TASK DETAILS
Every line that contains the word "React" should be copied.

SUPPLIED DATA
------------

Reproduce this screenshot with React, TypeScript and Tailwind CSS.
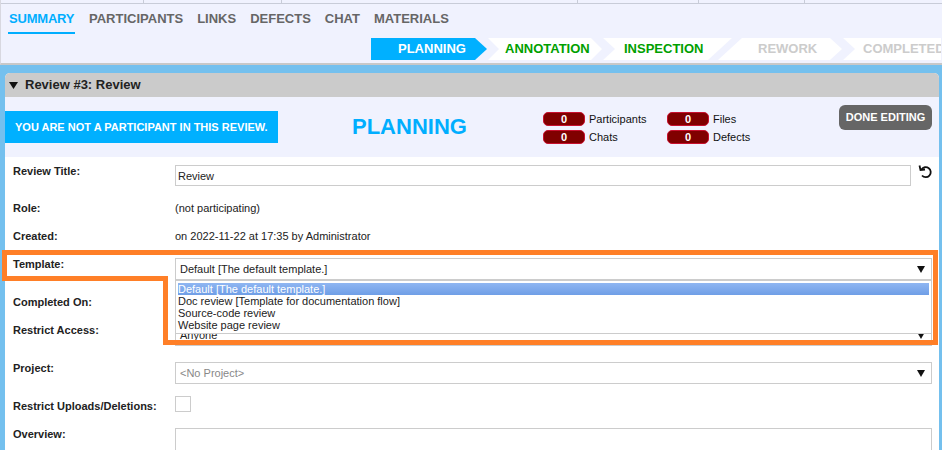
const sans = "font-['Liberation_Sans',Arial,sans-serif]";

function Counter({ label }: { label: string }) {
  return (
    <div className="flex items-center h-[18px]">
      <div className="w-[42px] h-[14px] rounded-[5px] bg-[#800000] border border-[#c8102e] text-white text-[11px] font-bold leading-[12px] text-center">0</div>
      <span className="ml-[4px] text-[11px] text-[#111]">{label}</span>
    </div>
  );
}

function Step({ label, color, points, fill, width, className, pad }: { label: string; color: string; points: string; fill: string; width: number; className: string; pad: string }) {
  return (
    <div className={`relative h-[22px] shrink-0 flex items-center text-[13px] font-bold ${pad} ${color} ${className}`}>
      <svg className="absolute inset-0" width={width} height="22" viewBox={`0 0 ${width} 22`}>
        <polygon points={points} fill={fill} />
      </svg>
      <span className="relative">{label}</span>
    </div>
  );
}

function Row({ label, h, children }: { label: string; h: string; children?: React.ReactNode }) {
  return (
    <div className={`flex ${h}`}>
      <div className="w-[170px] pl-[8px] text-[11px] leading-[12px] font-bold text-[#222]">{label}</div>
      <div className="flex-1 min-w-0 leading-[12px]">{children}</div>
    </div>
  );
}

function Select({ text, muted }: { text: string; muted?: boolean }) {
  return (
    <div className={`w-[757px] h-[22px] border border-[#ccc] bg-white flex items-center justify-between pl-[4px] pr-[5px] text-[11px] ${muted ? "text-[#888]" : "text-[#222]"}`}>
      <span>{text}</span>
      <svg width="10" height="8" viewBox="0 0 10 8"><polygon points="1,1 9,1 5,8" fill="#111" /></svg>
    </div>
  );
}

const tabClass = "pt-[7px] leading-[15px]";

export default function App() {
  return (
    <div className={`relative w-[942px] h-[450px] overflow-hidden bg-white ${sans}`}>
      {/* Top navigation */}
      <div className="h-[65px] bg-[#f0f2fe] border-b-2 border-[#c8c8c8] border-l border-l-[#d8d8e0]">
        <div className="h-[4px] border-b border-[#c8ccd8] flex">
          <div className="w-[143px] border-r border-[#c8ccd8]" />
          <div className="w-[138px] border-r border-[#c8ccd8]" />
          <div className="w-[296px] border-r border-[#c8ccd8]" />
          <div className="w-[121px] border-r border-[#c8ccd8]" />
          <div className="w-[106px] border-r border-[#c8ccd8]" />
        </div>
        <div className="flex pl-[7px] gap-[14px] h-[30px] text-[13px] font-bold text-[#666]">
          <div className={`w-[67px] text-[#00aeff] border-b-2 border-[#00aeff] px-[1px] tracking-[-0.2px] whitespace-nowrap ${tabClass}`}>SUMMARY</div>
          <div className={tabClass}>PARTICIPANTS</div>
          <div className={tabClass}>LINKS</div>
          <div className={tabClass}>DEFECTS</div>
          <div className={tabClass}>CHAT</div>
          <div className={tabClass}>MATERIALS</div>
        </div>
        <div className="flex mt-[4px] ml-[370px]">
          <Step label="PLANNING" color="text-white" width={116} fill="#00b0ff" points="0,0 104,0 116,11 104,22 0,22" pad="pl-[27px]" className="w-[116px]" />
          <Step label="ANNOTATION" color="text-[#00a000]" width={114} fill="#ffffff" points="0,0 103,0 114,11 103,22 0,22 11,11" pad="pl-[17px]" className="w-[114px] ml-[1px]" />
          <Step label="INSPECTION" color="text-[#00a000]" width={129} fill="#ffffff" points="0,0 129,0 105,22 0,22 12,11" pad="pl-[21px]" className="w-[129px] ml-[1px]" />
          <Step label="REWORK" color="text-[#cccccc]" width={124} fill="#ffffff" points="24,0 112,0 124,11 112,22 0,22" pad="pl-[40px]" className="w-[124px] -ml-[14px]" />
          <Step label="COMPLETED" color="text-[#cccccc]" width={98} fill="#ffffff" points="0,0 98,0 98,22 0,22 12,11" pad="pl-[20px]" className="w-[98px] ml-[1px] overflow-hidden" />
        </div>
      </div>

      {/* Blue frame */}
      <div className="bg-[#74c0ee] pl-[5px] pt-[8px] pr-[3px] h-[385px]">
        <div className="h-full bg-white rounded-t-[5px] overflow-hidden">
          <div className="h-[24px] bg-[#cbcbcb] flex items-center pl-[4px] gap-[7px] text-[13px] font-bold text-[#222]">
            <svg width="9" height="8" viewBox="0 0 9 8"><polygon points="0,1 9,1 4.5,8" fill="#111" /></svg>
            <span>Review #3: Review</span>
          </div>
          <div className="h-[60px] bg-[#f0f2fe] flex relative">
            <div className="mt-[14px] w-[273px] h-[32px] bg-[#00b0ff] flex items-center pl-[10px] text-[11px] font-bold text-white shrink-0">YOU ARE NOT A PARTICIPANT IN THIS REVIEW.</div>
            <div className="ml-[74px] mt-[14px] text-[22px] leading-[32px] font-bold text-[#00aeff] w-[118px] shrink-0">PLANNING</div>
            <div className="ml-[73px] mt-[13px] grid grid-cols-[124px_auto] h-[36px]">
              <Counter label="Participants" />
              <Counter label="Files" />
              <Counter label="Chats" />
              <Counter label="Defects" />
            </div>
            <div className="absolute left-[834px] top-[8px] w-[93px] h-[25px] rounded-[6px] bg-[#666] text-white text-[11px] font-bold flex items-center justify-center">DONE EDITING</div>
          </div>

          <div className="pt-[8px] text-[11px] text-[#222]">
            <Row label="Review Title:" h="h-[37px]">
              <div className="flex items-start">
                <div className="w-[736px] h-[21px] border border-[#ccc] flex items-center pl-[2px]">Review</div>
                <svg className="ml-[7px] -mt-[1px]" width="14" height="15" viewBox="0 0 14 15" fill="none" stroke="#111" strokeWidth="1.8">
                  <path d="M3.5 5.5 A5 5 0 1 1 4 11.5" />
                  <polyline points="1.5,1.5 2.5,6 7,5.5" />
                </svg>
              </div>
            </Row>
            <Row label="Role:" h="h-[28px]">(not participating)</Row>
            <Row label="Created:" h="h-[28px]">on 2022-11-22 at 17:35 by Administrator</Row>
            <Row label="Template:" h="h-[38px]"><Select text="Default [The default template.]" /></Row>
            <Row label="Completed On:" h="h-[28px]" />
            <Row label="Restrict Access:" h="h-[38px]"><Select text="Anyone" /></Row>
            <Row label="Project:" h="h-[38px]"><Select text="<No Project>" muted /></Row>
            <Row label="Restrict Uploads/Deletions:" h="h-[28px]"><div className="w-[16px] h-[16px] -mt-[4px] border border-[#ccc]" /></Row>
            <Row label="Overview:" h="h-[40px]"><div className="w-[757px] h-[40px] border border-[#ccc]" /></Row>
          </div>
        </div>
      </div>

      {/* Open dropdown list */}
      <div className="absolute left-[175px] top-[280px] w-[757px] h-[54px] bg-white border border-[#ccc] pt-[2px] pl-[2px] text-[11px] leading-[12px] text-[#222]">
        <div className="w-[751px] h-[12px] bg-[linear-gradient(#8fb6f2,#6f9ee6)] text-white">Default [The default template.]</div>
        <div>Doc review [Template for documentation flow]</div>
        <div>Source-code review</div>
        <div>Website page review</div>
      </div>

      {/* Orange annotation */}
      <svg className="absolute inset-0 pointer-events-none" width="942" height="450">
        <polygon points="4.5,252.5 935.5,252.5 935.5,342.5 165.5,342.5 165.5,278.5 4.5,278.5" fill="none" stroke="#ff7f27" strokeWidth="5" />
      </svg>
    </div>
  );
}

------------

SOLUTION FOR THIS TASK
Reproduce this screenshot with React, TypeScript and Tailwind CSS.
function Row({ label, h, children }: { label: string; h: string; children?: React.ReactNode }) {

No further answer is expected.